«Ma le pare che con il rapporto che abbiamo con il mondo arabo avremmo potuto collaborare a una operazione del genere?». Solo alla fine dell'intervista il generale Nicolò Pollari, ex direttore del Sismi, si lascia un po' andare. E dice chiaramente che dietro al caso Abu Omar non ci sono solo diversità di cultura e di regole tra i servizi segreti italiani e quelli americani. Ma anche strategie assai diverse su come muoversi nel difficile scenario dell'Islam internazionale.
Generale, la sentenza della Corte Costituzionale che ha confermato il segreto di Stato sul caso Abu Omar spazza via la sua condanna a dieci anni di carcere. Contento?
«Il segreto di Stato non l'ho messo io, e anzi ho chiesto invano di esserne sollevato per dimostrare la mia innocenza. D'altronde sarebbe inverosimile che quattro governi di orientamenti diversi si trovassero d'accordo solo nel proteggere la mia persona. Figuriamoci se fanno i conflitti per difendere me».
E allora perché Prodi, Berlusconi, Monti e Letta hanno scelto di imporre il segreto sul rapimento dell'imam, a costo di scontrarsi con la magistratura?

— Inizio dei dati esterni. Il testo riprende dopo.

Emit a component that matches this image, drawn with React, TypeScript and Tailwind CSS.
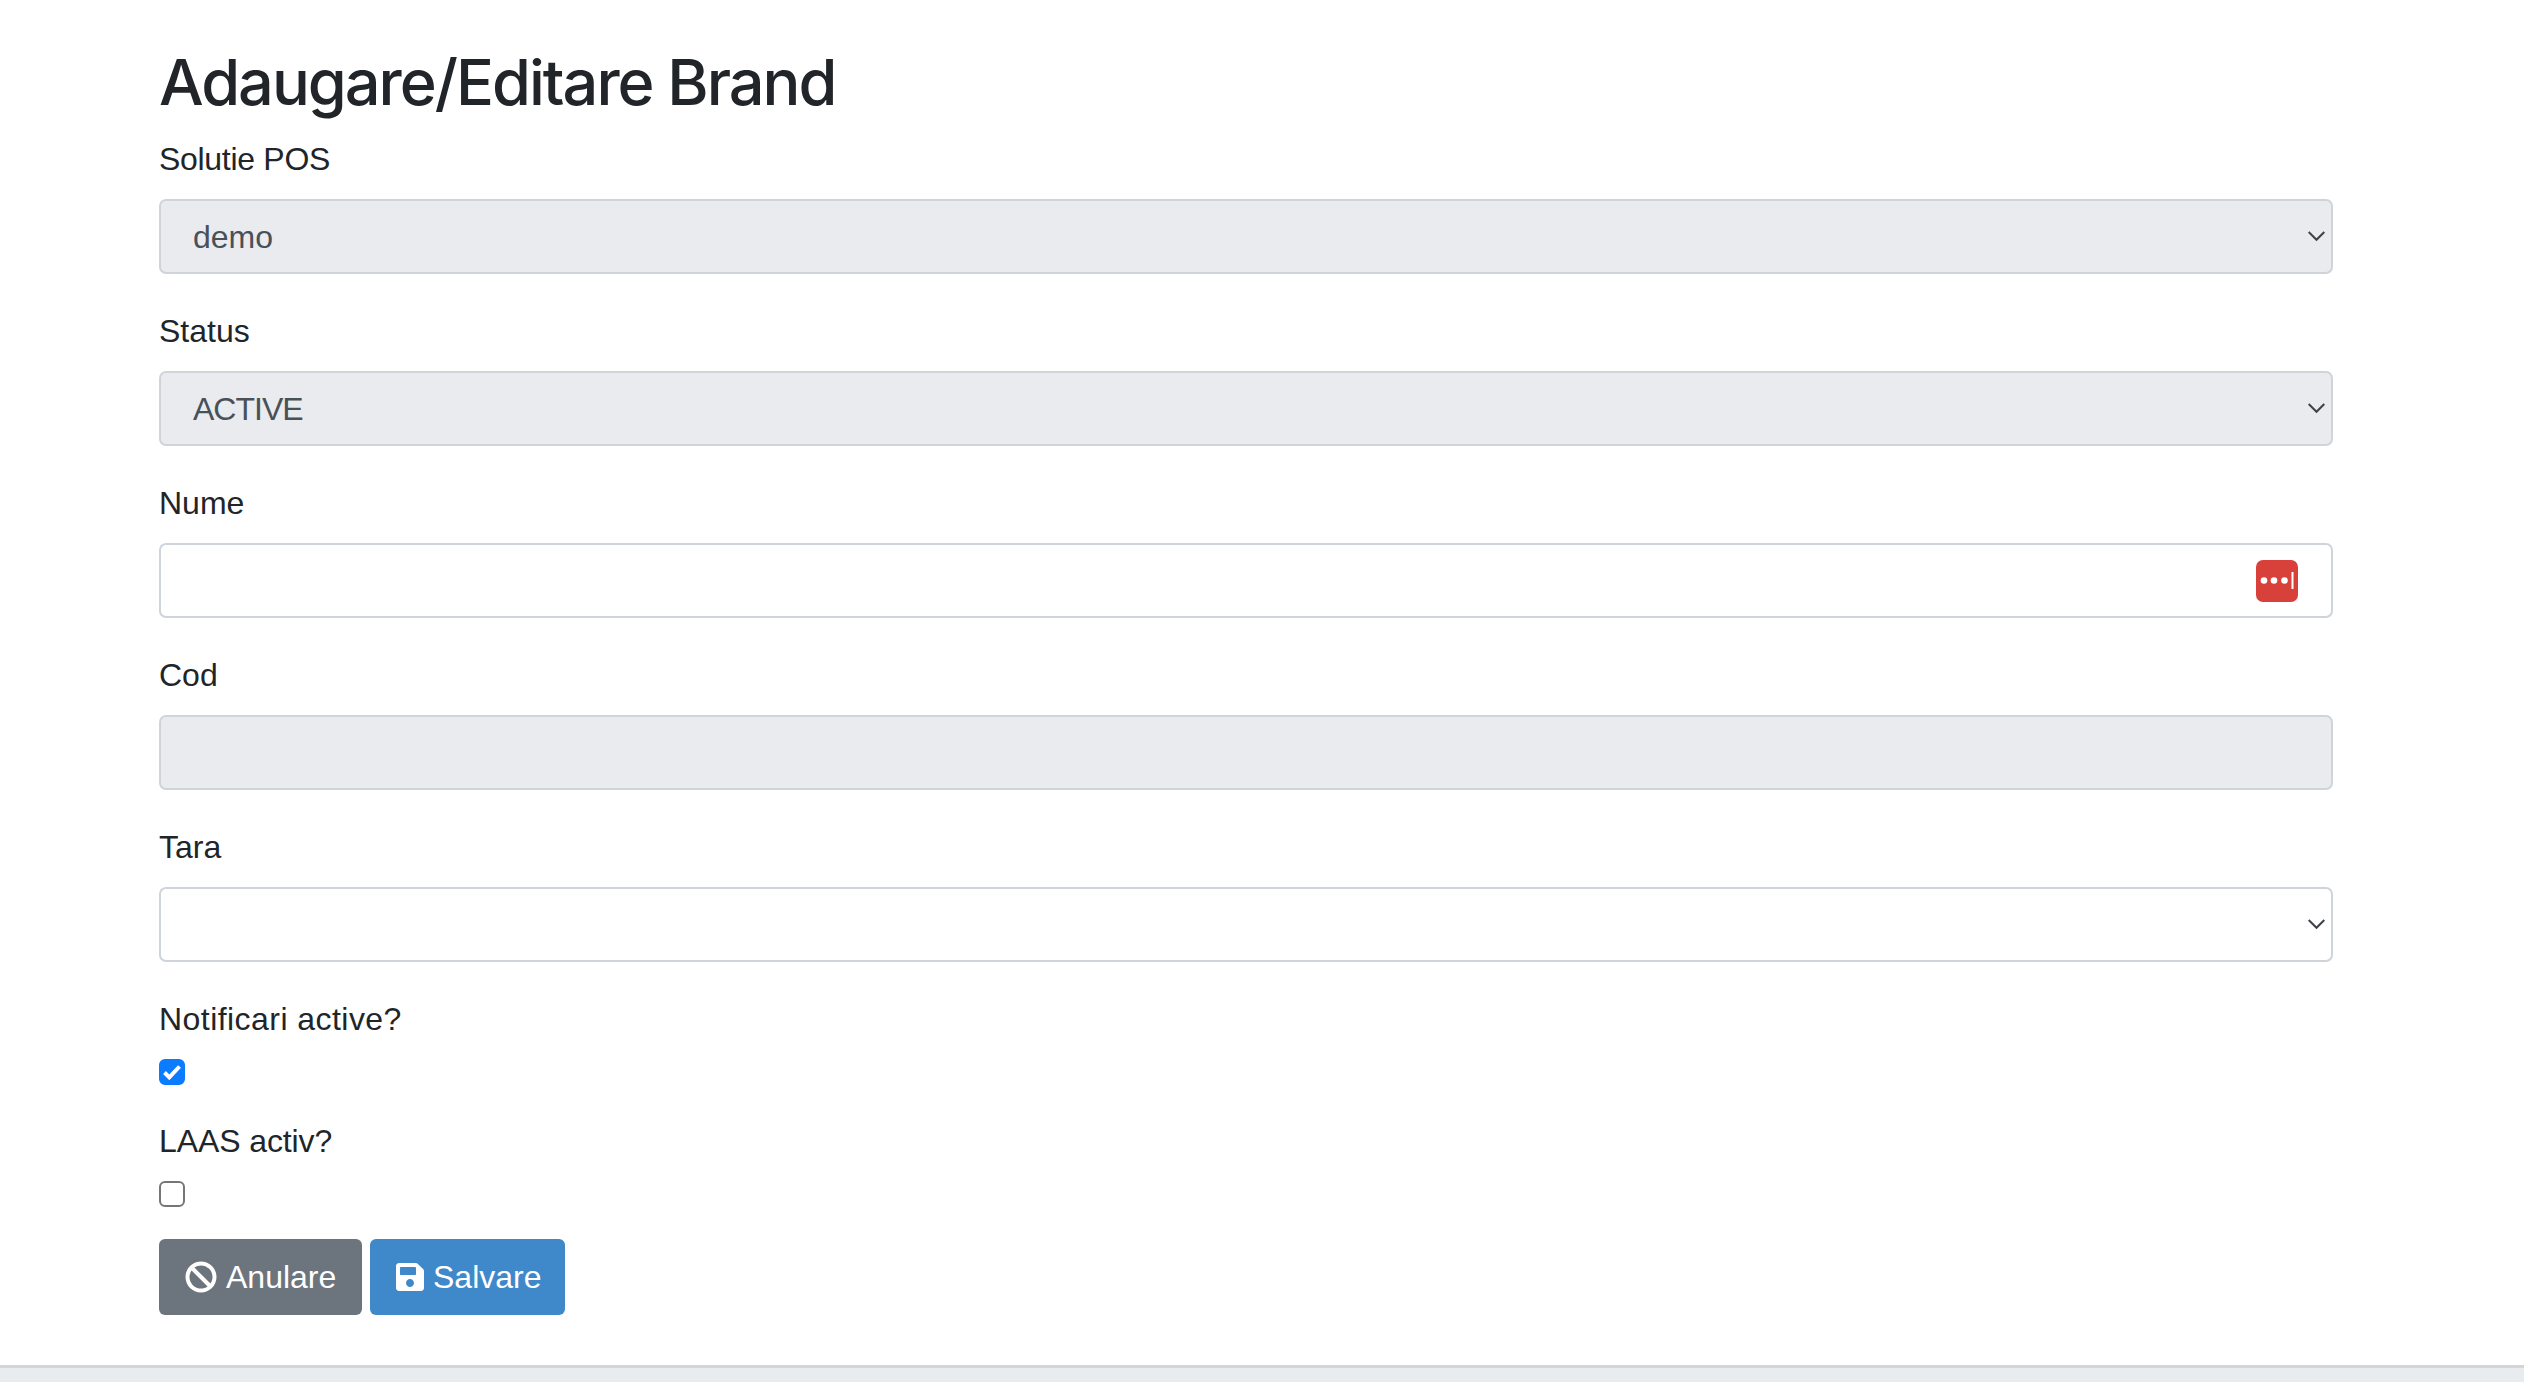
import { FaBan, FaSave } from 'react-icons/fa';

const labelClass = 'block text-[32px] leading-[48px] mb-[16px] text-[#212529]';
const fieldClass =
  'block w-full h-[75px] rounded-[7px] border-2 border-[#ced4da] pl-[32px] pr-[60px] text-[32px] text-[#495057] appearance-none outline-none';

function Chevron() {
  return (
    <svg className="absolute right-[8px] top-[31px] pointer-events-none" width="17" height="16" viewBox="0 0 17 16" fill="none">
      <path d="M0.7 2l7.8 7.8L16.3 2" stroke="#3f4248" strokeWidth="2" />
    </svg>
  );
}

function SelectField({
  label,
  value,
  disabled,
  labelTracking = '',
  valueTracking = '',
}: {
  label: string;
  value: string;
  disabled?: boolean;
  labelTracking?: string;
  valueTracking?: string;
}) {
  return (
    <div className="mb-[33px]">
      <label className={`${labelClass} ${labelTracking}`}>{label}</label>
      <div className="relative">
        <select
          defaultValue={value}
          disabled={disabled}
          className={`${fieldClass} ${valueTracking} ${disabled ? 'bg-[#e9ebef] opacity-100' : 'bg-white'}`}
        >
          <option value={value}>{value}</option>
        </select>
        <Chevron />
      </div>
    </div>
  );
}

function CheckField({ label, checked, labelTracking = '' }: { label: string; checked?: boolean; labelTracking?: string }) {
  return (
    <div className="mb-[32px]">
      <label className={`${labelClass} ${labelTracking}`}>{label}</label>
      <div className="relative w-[26px] h-[26px]">
        <input
          type="checkbox"
          defaultChecked={checked}
          className={`block w-[26px] h-[26px] rounded-[6px] appearance-none border-2 ${
            checked ? 'bg-[#0b7bff] border-[#0b7bff]' : 'bg-white border-[#767676]'
          }`}
        />
        {checked && (
          <svg className="absolute left-0 top-0 pointer-events-none" width="26" height="26" viewBox="0 0 26 26" fill="none">
            <path d="M5.5 13.5l4.8 4.8L20.5 7.5" stroke="white" strokeWidth="4" />
          </svg>
        )}
      </div>
    </div>
  );
}

export default function App() {
  return (
    <div className="min-h-[1382px] bg-white font-['Liberation_Sans',Arial,sans-serif] flex flex-col">
      <div className="pl-[159px] pr-[191px] pt-[44px] flex-1">
        <h2 className="font-['Inter',sans-serif] text-[63px] leading-[77px] font-medium tracking-[-2px] text-[#212529] mb-[14px]">
          Adaugare/Editare Brand
        </h2>

        <SelectField label="Solutie POS" value="demo" disabled labelTracking="tracking-[-0.3px]" />
        <SelectField label="Status" value="ACTIVE" disabled valueTracking="tracking-[-1px]" />

        <div className="mb-[33px]">
          <label className={labelClass}>Nume</label>
          <div className="relative">
            <input type="text" className={`${fieldClass} bg-white`} />
            <svg className="absolute right-[35px] top-[17px]" width="42" height="42" viewBox="0 0 42 42">
              <rect width="42" height="42" rx="7" fill="#d8403a" />
              <circle cx="8" cy="20.5" r="3.3" fill="white" />
              <circle cx="18" cy="20.5" r="3.3" fill="white" />
              <circle cx="28.5" cy="20.5" r="3.3" fill="white" />
              <rect x="35.5" y="12" width="2" height="17" fill="white" />
            </svg>
          </div>
        </div>

        <div className="mb-[33px]">
          <label className={labelClass}>Cod</label>
          <input type="text" disabled className={`${fieldClass} bg-[#e9ebef]`} />
        </div>

        <SelectField label="Tara" value="" />

        <CheckField label="Notificari active?" checked labelTracking="tracking-[0.45px]" />
        <CheckField label="LAAS activ?" labelTracking="tracking-[-0.1px]" />

        <div className="flex gap-[8px]">
          <button className="h-[76px] w-[203px] rounded-[6px] bg-[#6c757d] text-white text-[32px] flex items-center pl-[26px] gap-[9px]">
            <FaBan className="w-[32px] h-[32px]" />
            Anulare
          </button>
          <button className="h-[76px] w-[195px] rounded-[6px] bg-[#3f88ca] text-white text-[32px] flex items-center pl-[26px] gap-[9px]">
            <FaSave className="w-[28px] h-[32px]" />
            Salvare
          </button>
        </div>
      </div>

      <div className="h-[17px] bg-[#e9ecef] border-t-[3px] border-[#d3d5d6]" />
    </div>
  );
}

«Ci possono essere anche motivazioni che non conosco. Di sicuro lo hanno fatto per tranquillizzare gli altri paesi, e dimostrare che questo è un paese serio».
In che periodo gli americani ci avvisarono che volevano portare via Abu Omar?
«Non ho mai detto che ci abbiano avvisati. Di certo se io avessi saputo che a qualcuno pungeva vaghezza di fare questa cosa avrei creato le condizioni perché ciò non avvenisse. Io ogni qualvolta ho avuto notizia che qualcuno potesse avvicinarsi a una prospettiva di questo genere mi sono impicciato per impedirlo».
Una intera comitiva di agenti segreti americani sbarca in Italia a rapire un presunto terrorista senza che i nostri servizi se ne accorgano? E cosa ci state a fare?
«Di chi entra in italia si occupa la polizia di frontiera. Se un organismo di intelligence interagisce con un organismo dello Stato la cosa non mi riguarda. Ho letto negli atti processuali che gli americani interagivano con la polizia di stato e con i carabinieri. Bisognerebbe chiedere a loro il perché di questa interazione».
L'impressione è che gli americani qui si muovessero come a casa propria.
«Nel mio Sismi non c'era subordinazione né metus verso nessuno. Noi siamo un organo di questo paese, non abbiano complessi di inferiorità verso nessuno, siamo l'espressione di una piccola realtà ma dotati di spiccato senso di autonomia».
Dopo quanto accaduto, l'inchiesta, gli arresti, i processi, gli americani si fidano ancora di noi?
«Io non mi sono mai occupato se si fidassero o no, io mi occupavo degli interessi del paese. Nei rapporti internazionali la collaborazione e fatta di lealtà, ma la mia lealtà finiva dove iniziavano i reati. E il Sismi guardava a se stesso. Noi avevamo la nostra efficienza nel mondo di cui hanno beneficiato molti paesi. Certo, nel mondo dell'intelligence la fiducia riguarda soprattutto le persone e, come è noto, si conquista lentamente e si perde rapidissimamente. Suppongo che la fiducia verso le persone non sia venuto meno, e anzi si siano meravigliati dello spirito di sopportazione che abbiamo dimostrato in questi anni. Il dottor Marco Mancini è stato messo addirittura in carcere».
Ma ad accusarvi era un funzionario del Sismi.
«Non so se ho mai visto in vita mia il colonnello D'Ambrosio, non ho mai visto in vita mia Bob Lady. Ma gli americani sanno come sono andati i fatti, e sanno che noi non c'entriamo. E lo sanno anche gli egiziani».